Para o promotor, o incidente no presídio de Manaus é uma retaliação da FDN a mortes provocadas pelo PCC. “Foi retaliação e demonstração de força da Família do Norte. É de se esperar reação agora do PCC não só no Amazonas, como também em outros estados. Todo mundo esperava um ataque do PCC contra o FDN, e eles foram surpreendidos agora. Teremos outros capítulos”, afirma Gakiya.

“O que ocorreu em Manaus tem um contexto mais amplo, envolve um contexto mais amplo da disputa entre o CV e o PCC no país, que começou em 2016, quando eles declararam guerra em grande parte dos estados. O PCC tem a intenção de se tornar hegemônico no país e não tem limite de esforços para isso”, diz o promotor. “Havia um prenúncio de que algo iria acontecer e de que o PCC atacaria o FDN e o CV. Eles foram surpreendidos no presídio. Este ataque vai ter consequências”, afirma.

Segundo o Ministério Público, o PCC tem hoje no país 29 mil batizados (pessoas que praticam o crime como formais integrantes da facção), sendo 22 mil deles fora do estado de São Paulo. Já o Comando Vermelho tem 16 mil fora do Rio. Em outubro, o MP apreendeu com detentos um "salve" (espécie de ordem para os integrantes da facção) em que a liderança do PCC ordenava uma guerra contra integrantes do CV. Em seguida, em dezembro, o PCC tomou a comunidade da Rocinha, no Rio de Janeiro, tornando-se rival direta no comércio de drogas do Comando Vermelho.

A FDN é a terceira maior facção nacional e foi foco da Operação La Muralla da Polícia Federal em 2015, quando foram cumpridos 127 mandados de prisão. A investigação teve início em 2014, com a apreensão de R$ 200 mil em uma lancha no Rio Solimões e uma carga de droga com destino à tríplice fronteira de Peru, Brasil e Colômbia. Em outubro de 2016, o secretário de segurança pública de Amazonas afirmou que o maior desafio para Manaus era deixar de ser "porta de entrada" do narcotráfico para o país

A rota do Norte pela fronteira com Peru, Colômbia e Venezuela, como porta de entrada marítima de drogas e armas, seria utilizada pela FDN para a realização de negócios com outras organizações, possuindo ainda, segundo a PF, contatos com políticos, advogados, vereadores e membros do poder público.

Especialistas apontam que a FDN possui um número menor de integrantes que o PCC e o CV, mas não souberam apontar o número exato de batizados.
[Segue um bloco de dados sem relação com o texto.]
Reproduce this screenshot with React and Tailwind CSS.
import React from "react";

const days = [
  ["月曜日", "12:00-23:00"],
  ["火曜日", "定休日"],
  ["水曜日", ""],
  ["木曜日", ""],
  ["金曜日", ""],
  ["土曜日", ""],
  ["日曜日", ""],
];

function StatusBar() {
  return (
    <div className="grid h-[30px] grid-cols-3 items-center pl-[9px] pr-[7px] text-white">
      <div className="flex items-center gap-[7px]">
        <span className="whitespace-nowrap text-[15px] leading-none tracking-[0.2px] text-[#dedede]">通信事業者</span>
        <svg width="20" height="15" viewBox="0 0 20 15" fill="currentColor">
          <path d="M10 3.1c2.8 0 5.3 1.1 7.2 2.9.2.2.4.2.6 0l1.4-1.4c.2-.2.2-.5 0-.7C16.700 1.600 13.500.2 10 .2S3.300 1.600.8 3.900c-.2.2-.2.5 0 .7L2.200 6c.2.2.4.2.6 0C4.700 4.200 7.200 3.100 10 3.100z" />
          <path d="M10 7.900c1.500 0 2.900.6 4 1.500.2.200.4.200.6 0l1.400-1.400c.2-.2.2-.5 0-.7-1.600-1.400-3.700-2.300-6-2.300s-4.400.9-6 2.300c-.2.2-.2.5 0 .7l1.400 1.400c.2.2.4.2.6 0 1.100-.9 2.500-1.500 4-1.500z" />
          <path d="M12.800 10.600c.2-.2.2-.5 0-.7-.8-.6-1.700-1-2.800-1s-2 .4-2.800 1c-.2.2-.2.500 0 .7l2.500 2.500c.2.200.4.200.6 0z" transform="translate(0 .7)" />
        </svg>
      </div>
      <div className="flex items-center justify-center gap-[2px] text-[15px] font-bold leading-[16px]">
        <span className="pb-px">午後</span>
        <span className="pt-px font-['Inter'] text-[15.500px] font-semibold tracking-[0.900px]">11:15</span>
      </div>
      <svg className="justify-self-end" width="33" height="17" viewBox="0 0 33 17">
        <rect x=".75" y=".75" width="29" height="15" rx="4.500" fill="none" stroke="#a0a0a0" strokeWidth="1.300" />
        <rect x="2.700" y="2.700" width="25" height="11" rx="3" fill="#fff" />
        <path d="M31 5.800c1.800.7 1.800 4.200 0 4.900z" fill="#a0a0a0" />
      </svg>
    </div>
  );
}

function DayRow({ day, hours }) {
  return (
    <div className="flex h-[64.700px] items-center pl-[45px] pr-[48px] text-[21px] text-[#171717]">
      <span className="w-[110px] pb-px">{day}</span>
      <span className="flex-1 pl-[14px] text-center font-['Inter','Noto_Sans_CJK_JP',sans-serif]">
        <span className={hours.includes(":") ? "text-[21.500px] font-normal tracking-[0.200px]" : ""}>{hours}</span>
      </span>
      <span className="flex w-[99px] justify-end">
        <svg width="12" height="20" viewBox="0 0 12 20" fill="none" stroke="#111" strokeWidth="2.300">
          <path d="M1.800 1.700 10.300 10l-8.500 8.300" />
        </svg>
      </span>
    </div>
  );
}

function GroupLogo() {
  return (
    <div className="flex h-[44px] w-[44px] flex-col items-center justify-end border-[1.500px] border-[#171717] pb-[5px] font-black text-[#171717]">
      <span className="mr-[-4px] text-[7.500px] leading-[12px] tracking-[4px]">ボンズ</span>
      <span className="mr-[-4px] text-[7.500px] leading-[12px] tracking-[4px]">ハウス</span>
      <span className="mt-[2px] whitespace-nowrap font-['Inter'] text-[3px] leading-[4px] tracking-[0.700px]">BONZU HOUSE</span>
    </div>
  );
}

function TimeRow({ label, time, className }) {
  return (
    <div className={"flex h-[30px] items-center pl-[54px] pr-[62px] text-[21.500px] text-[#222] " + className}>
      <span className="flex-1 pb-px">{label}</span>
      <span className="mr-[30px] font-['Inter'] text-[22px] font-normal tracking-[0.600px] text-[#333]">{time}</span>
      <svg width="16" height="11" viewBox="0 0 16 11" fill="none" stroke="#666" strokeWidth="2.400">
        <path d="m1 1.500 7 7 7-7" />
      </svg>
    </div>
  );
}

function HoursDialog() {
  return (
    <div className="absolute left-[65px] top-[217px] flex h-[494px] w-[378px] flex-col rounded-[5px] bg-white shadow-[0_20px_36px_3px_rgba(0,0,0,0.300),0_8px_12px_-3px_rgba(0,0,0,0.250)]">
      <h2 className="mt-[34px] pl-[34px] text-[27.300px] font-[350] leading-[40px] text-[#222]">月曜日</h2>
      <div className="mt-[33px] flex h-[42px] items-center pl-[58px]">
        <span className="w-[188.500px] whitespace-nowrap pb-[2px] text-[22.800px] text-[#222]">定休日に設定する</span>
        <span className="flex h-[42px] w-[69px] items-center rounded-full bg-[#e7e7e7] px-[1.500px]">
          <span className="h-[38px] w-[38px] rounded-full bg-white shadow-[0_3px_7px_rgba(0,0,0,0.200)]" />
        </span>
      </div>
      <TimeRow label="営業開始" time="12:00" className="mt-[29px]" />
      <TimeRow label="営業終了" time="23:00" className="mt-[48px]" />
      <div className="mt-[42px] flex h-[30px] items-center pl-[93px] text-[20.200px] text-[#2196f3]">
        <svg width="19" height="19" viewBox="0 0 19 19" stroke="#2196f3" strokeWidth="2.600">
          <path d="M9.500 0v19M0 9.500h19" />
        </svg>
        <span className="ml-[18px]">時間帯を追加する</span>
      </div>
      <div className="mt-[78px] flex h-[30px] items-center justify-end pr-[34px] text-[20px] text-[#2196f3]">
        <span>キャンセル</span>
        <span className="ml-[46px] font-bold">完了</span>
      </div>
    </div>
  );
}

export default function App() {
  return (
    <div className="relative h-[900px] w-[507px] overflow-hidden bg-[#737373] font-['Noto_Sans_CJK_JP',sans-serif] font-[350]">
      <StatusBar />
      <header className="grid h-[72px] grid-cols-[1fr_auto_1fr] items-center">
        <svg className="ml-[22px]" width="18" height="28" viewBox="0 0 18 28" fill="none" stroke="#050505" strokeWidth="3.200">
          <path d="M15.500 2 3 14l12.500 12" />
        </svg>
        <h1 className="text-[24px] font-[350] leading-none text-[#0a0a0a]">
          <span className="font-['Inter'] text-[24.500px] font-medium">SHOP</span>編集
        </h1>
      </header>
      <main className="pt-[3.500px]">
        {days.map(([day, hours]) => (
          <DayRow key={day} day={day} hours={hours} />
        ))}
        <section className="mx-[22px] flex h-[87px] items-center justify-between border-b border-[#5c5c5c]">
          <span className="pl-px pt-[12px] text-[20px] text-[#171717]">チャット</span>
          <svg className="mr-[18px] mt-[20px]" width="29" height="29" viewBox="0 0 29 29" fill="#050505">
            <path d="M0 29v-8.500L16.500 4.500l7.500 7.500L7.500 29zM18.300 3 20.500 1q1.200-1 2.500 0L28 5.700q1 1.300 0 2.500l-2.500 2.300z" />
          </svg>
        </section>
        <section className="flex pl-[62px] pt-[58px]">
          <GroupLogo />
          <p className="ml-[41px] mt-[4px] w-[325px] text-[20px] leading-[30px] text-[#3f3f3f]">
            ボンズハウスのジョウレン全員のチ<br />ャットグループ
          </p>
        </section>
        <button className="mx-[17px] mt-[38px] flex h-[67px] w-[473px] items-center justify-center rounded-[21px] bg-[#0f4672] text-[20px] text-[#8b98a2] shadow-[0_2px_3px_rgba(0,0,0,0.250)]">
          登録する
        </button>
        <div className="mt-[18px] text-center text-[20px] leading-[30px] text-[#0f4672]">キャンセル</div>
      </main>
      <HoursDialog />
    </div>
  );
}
O G1 questionou a Polícia Federal sobre inquéritos a respeito da disputa entre as facções nos estados, mas até a publicação desta reportagem, não teve retorno.


O apoio do Comando Vermelho a facções rivais do PCC nos estados, como a FDN no Norte do país, o Primeiro Grupo Catarinense (PGC), em Santa Catarina, e o Bonde dos 40, no Maranhão, acirrou a disputa. O CV proibiu o batismo de novos integrantes do PCC em presídios e, em seguida, nos estados em que tinha mais poder, o PCC declarou guerra à facção carioca e demais rivais.
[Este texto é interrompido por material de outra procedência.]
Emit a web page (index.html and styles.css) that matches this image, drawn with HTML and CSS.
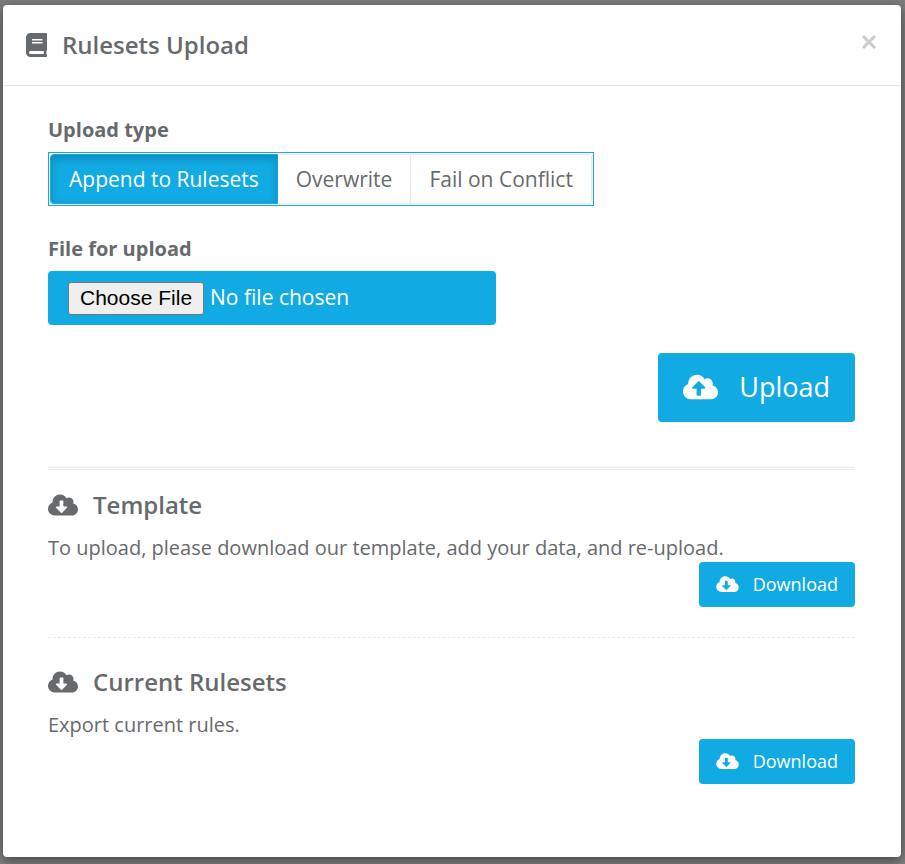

“O Comando Vermelho tem uma grande ramificação dentre outras facções e tem combatido o expansionismo do PCC em busca de novos mercados. Onde o PCC tenta entrar, desperta interesse dos concorrentes. É uma disputa territorial e de mercado que reflete dentro dos presídios, porque lá, quando entram, os presos precisam se filiar para sobreviver”, diz o tenente-coronel da Polícia Militar de São Paulo Eduardo Fernandes, doutor e mestre em ciências policiais de segurança e ordem pública.

 

Brutalidade = poder

Sobre as decapitações e corações arrancados na rebelião em Manaus, Fernandes diz se tratar de uma demonstração de poder. “Eles vivem numa selva e fugiu da razoabilidade de qualquer situação. A forma como as mortes ocorreram retratam códigos de respeito”, diz ele, ressaltando que o PCC restringe a violência em presídios por tratar o tema dentro de uma questão “mercantilista”. “Não interessa demonstrações de força e estes espetáculos”.
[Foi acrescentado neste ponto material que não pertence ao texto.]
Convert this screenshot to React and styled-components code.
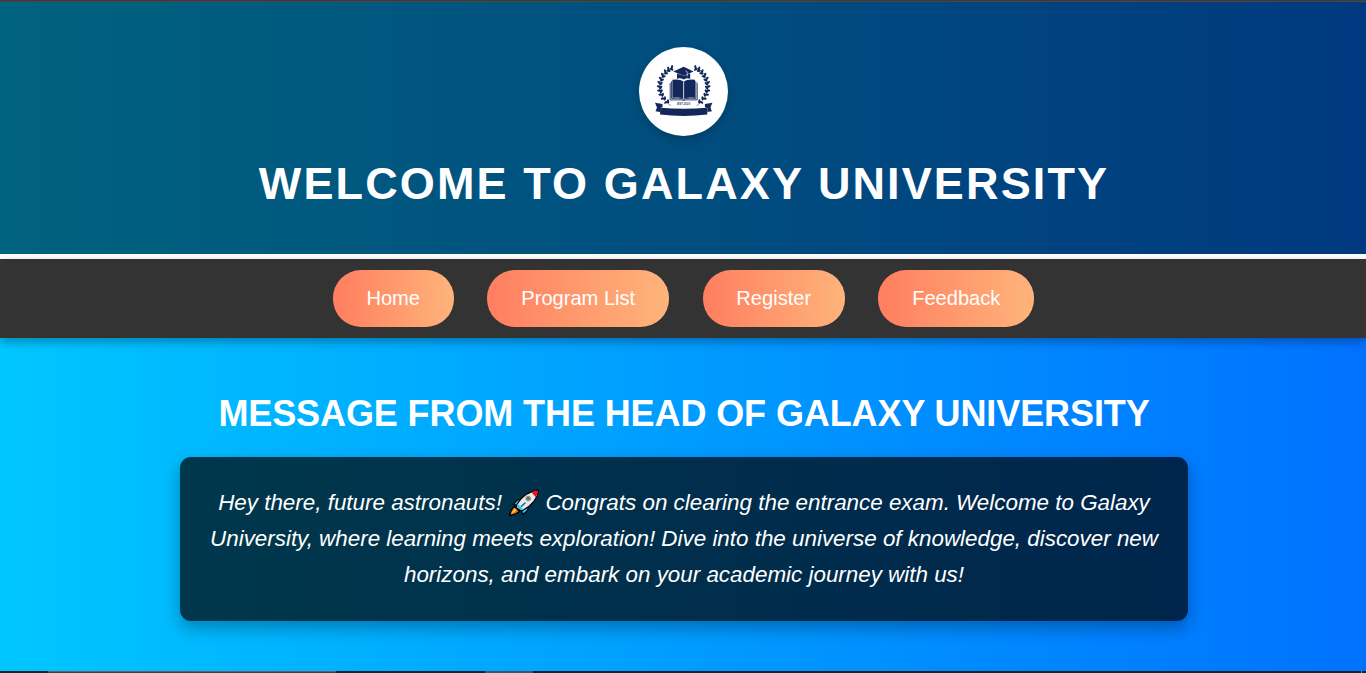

A professora Isabel Figueiredo, que integrou a Secretaria de Direitos Humanos do Ministério da Justiça, ressalta também a “rearrumação de território” que está ocorrendo com a briga entre as facções após a morte do barão da droga no Paraguai. “A morte dele abriu espaço para a disputa. Em última instância, é uma briga por dinheiro e mercado. O PCC entrou no RJ e se projeta para o resto do país. Isso reflete no sistema penitenciário como um todo. É uma bola já cantada, já havia vários relatórios de que a bomba estava prestes a estourar”, diz ela.

“Ao longo da faixa de fronteira está havendo uma reacomodação das facções que controlam, do Mato Grosso para cima. E o pano de fundo é a situação prisional caótica. A violência irracional tem uma intenção bem pensada”, acredita o professor do departamento de Sociologia da Universidade de Brasília Arthur Trindade.